Story Created:
Jun 23, 2010 at 6:23 PM PST
Story Updated:
Jun 23, 2010 at 6:23 PM PST
As usual, there’s trouble in Compton. But this time, it’s the kind of trouble that is race-based, insidious and sweeping the state to the point that African-American educators have had to band together to save their lives.
I’m talking about an assault on Black educators, especially on African-American superintendents of school districts, which started 25 years ago with the ouster of Charlie Mae Knight from the Lynwood School District and continued with the removal of Kaye Burnside from the Compton Unified School District last month.
Between those two, increasing numbers of Black heads of school districts have been shown the door for all kinds of non and/or nebulous reasons. They include Adm. David Brewer III, Los Angeles; Rex Fortune, Lynwood; Pamela Short-Powell, Inglewood; Edna Herring, Rialto; Ernesto Martinez Johnson, West Fresno; Gary McKnight, Mt. Diablo near San Francisco and several others in smaller districts.
The problem has become so acute that the National Alliance of Black School Educators and the California Assn. of African-American Superintendents and Administrators are fighting back to preserve the dignity, reputations and careers of African-Americans’ most prized, most intellectual, most revered professionals. These people hold doctorates. They stand on the pinnacle of Blackdom. And who keeps shoving them off? In most cases, their predominately Black school boards, that’s who.
Consider the trials and tribulations of Kaye Burnside, Ed.D., who is the current target of the seven-member all-black Compton School Board. Burnside was the deputy superintendent of the West Contra Costa Unified School District when she was selected to head the Compton District almost two-and-a-half years ago. Last month, the Compton School Board voted to put her on administrative leave because they said she violated the board’s policy forbidding the personal use of her school district-issued credit card.
Burnside said she was unaware of the board’s policy against such use as it had been used in the same manner as she did during the previous 26 years! This alleged board policy suddenly became enforceable two years after she arrived.

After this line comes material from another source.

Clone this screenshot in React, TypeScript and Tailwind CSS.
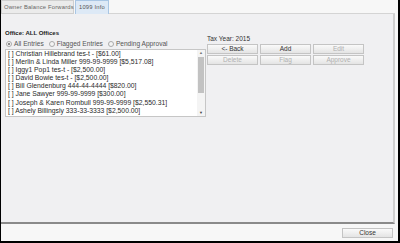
import React from "react"

const entries = [
  "[ ] Christian Hillebrand tes-t - [$61.00]",
  "[ ] Merlin & Linda Miller 999-99-9999 [$5,517.08]",
  "[ ] Iggy1 Pop1 tes-t - [$2,500.00]",
  "[ ] David Bowie tes-t - [$2,500.00]",
  "[ ] Bill Glendenburg 444-44-4444 [$820.00]",
  "[ ] Jane Sawyer 999-99-9999 [$300.00]",
  "[ ] Joseph & Karen Rombull 999-99-9999 [$2,550.31]",
  "[ ] Ashely Billingsly 333-33-3333 [$2,500.00]",
]

function Radio({ label, checked }: { label: string; checked?: boolean }) {
  return (
    <label className="flex items-center gap-[2px] text-[#555]">
      <span className="w-[6px] h-[6px] rounded-full border border-[#aaa] bg-[#f4f4f4] flex items-center justify-center">
        {checked && <span className="w-[2px] h-[2px] rounded-full bg-[#666]" />}
      </span>
      {label}
    </label>
  )
}

function Btn({ label, disabled }: { label: string; disabled?: boolean }) {
  return (
    <button
      className={`w-[51px] h-[10px] border border-[#c4c4c4] bg-gradient-to-b from-[#fafafa] to-[#e4e4e4] leading-[8px] text-[6.5px] ${
        disabled ? "text-[#b0b0b0]" : "text-[#333]"
      }`}
    >
      {label}
    </button>
  )
}

export default function App() {
  return (
    <div
      className="w-[400px] h-[243px] flex flex-col bg-[#f7f7f7] border-l border-r-2 border-b-2 border-black text-[6.5px] text-[#222]"
      style={{ fontFamily: "'Liberation Sans', Arial, sans-serif" }}
    >
      {/* Tabs */}
      <div className="h-[14px] flex items-stretch shrink-0">
        <div className="w-[73px] border border-[#cfcfcf] bg-[#ebebeb] text-[#666] flex items-center pl-[2px] text-[5.8px] tracking-[0.2px] whitespace-nowrap">
          Owner Balance Forwards
        </div>
        <div className="w-[34px] ml-[1px] border border-b-0 border-[#a9c6e4] bg-[#dde9f6] text-[#555] flex items-center pl-[3px] text-[5.8px] tracking-[0.2px] whitespace-nowrap">
          1099 Info
        </div>
        <div className="flex-1 mr-[3px] border-b border-[#d4d4d4]" />
      </div>

      {/* Panel */}
      <div className="flex-1 mr-[3px] bg-[#f0f0f2] border-r-2 border-[#cfcfcf] border-b-2 border-b-[#8a8a8a] pt-[15px] pl-[4px]">
        <div className="h-[9px] leading-[8px] font-bold text-[6px] text-[#222]">Office: ALL Offices</div>
        <div className="flex">
          <div className="w-[201px] flex flex-col">
            <div className="h-[11px] flex items-center gap-[5px] pl-[1px] pt-[1px] text-[6.6px]">
              <Radio label="All Entries" checked />
              <Radio label="Flagged Entries" />
              <Radio label="Pending Approval" />
            </div>
            <div className="h-[68px] border border-[#c6c6c6] bg-white flex">
              <div className="flex-1 pl-[2px] text-[6.8px] leading-[8.1px] text-[#2a2a2a]">
                {entries.map((e) => (
                  <div key={e} className="whitespace-nowrap">{e}</div>
                ))}
              </div>
              <div className="w-[8px] bg-[#f4f4f4] flex flex-col items-center">
                <div className="h-[6px] flex items-center text-[4px] text-[#777]">▲</div>
                <div className="w-[6px] h-[36px] mt-[1px] bg-[#c2c2c2]" />
                <div className="flex-1" />
                <div className="h-[6px] flex items-center text-[4px] text-[#444]">▼</div>
              </div>
            </div>
          </div>
          <div className="ml-[1px] -mt-[2px] flex flex-col">
            <div className="h-[6px] leading-[6px] text-[6.5px] text-[#333]">Tax Year: 2015</div>
            <div className="mt-[2px] flex flex-col gap-[1px]">
              <div className="flex gap-[2px]">
                <Btn label="<- Back" />
                <Btn label="Add" />
                <Btn label="Edit" disabled />
              </div>
              <div className="flex gap-[2px]">
                <Btn label="Delete" disabled />
                <Btn label="Flag" disabled />
                <Btn label="Approve" disabled />
              </div>
            </div>
          </div>
        </div>
      </div>

      {/* Footer */}
      <div className="h-[17px] shrink-0 flex items-start justify-end pr-[5px] pt-[4px]">
        <Btn label="Close" />
      </div>
    </div>
  )
}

Furthermore, meticulously kept records show that Burnside’s credit card purchases for all things were extrapolated from the monthly billing documents by her secretary and the district fiscal staff and categorized into those purchases that were work-related and those that were personal. The school district paid the entire bills, but she wrote checks to the school district for the portions of her credit card bills deemed personal. This occurred every month and Burnside has not ever and does not now owe the Compton Unified School District a dime.
They’ve got her on leave without pay for nothing! And the leave is pending what outcome? Her five black sisters and two black brothers — one of whom is an obvious piece of work — are so mean that they threatened to call the district attorney on her. For what?! She stole no money; she committed no crime. All she did was violate a board policy which they knew was being violated long before she got there, and didn’t bother to tell her about when she arrived!
Not only is Burnside dealing with this debilitating assault upon her career, she is dealing with a personal problem you wouldn’t wish on these school board members: Her son, who was born with epilepsy, received a transplanted kidney on Easter Sunday and he’s fighting to survive tissue rejection. Has she received any compassion or understanding from her board of Black mamas? Naw. But she doesn’t really want any. She wants her name.
“I want the board to know that I am not going to stand by while they ruin my reputation,” Burnside said. “It is essential that I clear my name as I wish to continue to work, and most important, it is my family name and it has history and meaning.
“I know that they will probably not bring me back to work, but they cannot have my name, and thereby my future as it relates to working again,” Burnside continued. “I have to be in a position to help my son, and I sincerely believe that I am meant to do something great in education before I leave this earth. If they do not want me, I will go somewhere else, as there are plenty of Black, Brown and poor children needing someone to advocate and bring change on their behalf. People told me not to come here, but I came anyway. I thought this would be the place, as there is so much that needs to be done.”